Which, by the way, is in line with the length of the lifetime granted to patents, an alternate form of intellectually property.
I have been saying for years that intellectual properties are similar enough that they should be treated equally. The lifetime of patents and copyrights should be equal. The extendability and transferability should also enjoy the same rules.
I am sick to death of seeing the technical works of scientists and engineers forced into the public domain only a decade after their invention while "artists" enjoy protection long after they're dead. The lifetime of a patent is often not sufficient to secure a profit for the inventor since often the invention is created long before its time. By the time other technologies have caught up to it so that it can be used effectively of cost-efficiently or before somebody has found the best purpose for the invention the patent has expired. Therefore the profit for the inventor is lost.

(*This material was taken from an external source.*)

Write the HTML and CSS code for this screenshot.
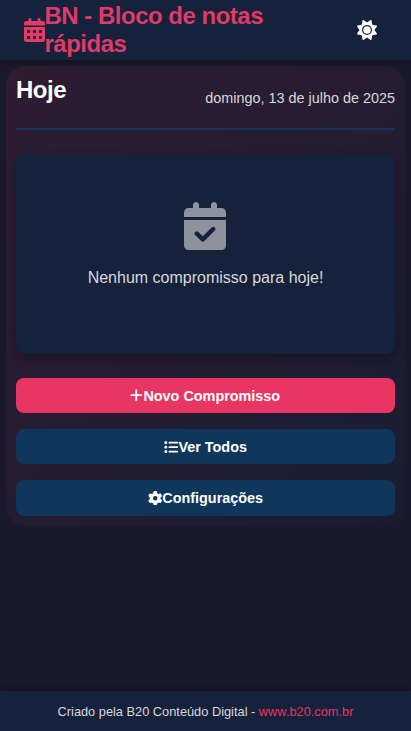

The only rationale I can see for the current system is that the technological properties are required for survival, or at least highly useful at improving quality of life, while the artistic properties typically improve the enjoyment of life. As a result the public mass demands, by vote, immediate access to the required intellectual properties and is less inclined to demand such access of the artistic items since they can live without them. That, or the artists/distributors are in the sweet spot where they make enough money to successfully fight for better protections while not presenting a product that the public unanimously demands and cannot survive with out, which would overwhelm any amount of money spent trying to legislate protection for it.
It's stupid the way science and its achievements are back-burnered and taken of advantage of in favor of artists, sports and celebrities.
I will never live for sake of another man, nor ask another man to live for mine.